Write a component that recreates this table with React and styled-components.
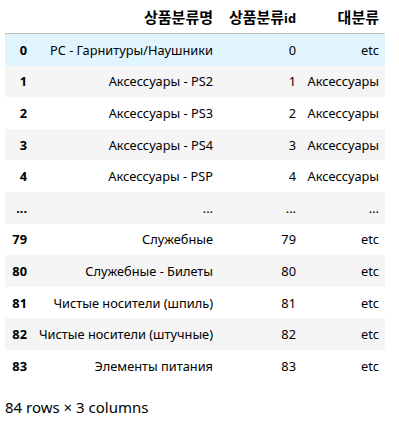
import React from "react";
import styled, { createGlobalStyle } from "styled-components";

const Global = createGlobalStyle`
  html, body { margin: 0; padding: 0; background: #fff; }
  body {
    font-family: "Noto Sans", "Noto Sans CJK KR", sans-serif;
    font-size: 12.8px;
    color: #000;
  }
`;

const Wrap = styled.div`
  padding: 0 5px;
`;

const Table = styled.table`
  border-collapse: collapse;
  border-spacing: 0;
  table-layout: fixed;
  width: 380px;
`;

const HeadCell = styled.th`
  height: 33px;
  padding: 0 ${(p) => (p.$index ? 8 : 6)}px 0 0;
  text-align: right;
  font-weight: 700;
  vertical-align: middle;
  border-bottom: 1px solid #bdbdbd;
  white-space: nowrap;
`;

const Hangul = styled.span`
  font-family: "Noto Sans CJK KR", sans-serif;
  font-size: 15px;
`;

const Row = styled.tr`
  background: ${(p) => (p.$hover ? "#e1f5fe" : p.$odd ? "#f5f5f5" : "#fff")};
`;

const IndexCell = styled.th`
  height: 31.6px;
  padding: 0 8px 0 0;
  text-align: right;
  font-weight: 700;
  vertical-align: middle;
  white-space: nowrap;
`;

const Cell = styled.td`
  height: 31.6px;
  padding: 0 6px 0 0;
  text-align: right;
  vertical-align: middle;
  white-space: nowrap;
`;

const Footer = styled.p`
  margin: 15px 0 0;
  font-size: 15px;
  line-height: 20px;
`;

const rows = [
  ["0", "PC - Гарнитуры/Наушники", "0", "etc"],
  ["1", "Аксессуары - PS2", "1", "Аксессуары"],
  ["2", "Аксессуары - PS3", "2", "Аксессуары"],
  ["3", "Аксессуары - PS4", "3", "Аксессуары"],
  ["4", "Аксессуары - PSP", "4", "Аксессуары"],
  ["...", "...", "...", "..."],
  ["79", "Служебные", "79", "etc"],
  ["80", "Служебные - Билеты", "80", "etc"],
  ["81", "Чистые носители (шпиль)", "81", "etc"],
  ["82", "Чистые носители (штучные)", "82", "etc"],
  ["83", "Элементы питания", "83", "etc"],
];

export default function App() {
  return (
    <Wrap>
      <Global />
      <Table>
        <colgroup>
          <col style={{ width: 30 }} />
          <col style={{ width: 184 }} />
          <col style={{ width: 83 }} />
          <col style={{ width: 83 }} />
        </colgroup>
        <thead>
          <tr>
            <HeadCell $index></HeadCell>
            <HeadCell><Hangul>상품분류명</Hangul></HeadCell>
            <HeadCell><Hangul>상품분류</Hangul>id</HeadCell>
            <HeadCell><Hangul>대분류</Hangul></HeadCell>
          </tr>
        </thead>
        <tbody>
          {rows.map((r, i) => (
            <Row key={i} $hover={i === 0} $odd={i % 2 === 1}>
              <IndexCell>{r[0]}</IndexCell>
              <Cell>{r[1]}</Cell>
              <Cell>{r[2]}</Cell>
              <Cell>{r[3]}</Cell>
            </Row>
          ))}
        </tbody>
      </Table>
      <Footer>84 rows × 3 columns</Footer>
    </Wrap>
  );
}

==========

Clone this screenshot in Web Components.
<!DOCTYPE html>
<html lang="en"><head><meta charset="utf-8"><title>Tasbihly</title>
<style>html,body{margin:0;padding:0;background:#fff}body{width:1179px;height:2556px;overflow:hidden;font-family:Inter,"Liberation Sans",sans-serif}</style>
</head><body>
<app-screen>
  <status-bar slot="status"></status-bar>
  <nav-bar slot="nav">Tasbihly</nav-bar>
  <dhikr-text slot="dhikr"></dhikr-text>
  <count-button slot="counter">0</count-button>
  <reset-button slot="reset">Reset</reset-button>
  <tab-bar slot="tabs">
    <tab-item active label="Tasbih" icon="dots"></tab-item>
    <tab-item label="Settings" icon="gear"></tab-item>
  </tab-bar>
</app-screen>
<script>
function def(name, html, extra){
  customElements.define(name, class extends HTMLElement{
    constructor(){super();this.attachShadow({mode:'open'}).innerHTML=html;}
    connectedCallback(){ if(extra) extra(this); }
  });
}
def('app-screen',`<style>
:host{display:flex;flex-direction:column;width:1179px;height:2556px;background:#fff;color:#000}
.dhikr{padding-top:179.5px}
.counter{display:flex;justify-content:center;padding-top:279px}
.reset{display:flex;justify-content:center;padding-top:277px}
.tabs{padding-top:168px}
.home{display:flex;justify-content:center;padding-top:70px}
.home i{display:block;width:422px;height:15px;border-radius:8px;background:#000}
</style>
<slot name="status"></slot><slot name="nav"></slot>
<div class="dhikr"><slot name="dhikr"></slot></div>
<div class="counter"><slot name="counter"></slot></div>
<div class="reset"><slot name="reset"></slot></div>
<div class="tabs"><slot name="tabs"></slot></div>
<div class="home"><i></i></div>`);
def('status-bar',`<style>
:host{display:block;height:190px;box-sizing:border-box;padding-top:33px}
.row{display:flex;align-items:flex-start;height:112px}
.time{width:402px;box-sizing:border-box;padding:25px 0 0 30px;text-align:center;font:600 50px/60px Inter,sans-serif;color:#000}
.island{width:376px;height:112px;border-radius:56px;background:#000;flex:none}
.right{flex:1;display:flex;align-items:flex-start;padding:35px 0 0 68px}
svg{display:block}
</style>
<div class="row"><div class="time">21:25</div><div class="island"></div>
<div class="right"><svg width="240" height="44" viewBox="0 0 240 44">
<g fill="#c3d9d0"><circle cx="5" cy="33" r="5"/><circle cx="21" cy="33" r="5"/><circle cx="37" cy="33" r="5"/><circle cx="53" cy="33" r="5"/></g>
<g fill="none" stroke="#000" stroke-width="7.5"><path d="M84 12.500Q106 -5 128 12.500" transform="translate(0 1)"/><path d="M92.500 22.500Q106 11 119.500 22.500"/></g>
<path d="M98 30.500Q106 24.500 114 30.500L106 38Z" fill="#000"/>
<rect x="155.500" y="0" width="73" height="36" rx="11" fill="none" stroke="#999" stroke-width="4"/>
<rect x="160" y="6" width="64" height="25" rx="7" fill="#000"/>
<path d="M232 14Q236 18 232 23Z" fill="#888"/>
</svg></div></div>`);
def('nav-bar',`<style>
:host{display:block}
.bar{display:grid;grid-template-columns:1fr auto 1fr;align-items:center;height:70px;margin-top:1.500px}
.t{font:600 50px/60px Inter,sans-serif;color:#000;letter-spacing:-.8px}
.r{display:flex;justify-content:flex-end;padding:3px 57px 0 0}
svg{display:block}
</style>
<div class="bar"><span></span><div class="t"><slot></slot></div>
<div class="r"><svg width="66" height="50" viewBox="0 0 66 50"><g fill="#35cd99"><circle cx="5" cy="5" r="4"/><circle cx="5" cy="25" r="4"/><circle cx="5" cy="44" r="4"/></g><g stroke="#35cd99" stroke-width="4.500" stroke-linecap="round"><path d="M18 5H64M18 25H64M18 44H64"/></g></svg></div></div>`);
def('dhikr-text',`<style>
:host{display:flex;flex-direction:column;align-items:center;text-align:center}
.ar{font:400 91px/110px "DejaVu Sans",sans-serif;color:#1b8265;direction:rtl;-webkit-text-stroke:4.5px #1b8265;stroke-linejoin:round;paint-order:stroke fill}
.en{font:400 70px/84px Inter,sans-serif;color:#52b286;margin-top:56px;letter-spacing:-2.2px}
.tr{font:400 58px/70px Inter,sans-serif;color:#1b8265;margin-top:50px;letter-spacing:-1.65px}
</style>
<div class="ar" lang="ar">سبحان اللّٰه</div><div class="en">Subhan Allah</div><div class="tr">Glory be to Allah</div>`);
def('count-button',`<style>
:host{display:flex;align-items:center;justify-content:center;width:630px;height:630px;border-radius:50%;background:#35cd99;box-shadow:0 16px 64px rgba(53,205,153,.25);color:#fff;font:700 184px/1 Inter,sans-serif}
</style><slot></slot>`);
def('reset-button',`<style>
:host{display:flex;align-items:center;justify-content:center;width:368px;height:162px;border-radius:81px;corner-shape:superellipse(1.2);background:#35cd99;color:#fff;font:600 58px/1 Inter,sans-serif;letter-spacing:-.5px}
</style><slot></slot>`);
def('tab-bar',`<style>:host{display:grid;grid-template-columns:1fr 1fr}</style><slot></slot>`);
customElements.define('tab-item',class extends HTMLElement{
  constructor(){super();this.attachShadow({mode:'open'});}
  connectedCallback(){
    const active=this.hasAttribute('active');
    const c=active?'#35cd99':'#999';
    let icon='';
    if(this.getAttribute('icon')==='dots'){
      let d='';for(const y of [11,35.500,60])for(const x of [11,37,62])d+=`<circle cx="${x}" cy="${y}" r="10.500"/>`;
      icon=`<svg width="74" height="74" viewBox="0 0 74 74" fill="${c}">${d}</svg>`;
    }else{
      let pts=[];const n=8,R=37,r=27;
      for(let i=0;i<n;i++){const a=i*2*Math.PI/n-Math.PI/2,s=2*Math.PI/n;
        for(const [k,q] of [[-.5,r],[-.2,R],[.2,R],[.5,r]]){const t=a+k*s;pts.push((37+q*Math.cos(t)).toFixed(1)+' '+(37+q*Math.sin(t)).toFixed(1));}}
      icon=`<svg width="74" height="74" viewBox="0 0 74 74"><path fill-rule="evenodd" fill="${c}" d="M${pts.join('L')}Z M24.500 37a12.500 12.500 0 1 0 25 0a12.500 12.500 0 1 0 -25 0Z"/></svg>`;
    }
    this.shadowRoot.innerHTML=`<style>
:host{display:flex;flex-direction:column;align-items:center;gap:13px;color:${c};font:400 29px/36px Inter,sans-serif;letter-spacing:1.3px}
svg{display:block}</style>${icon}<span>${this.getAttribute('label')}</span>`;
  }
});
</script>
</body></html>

==========

TASK REQUIREMENTS: Supply the count of lines in the entries that contain the word "React", and nothing besides.

FULL OUTPUT: 2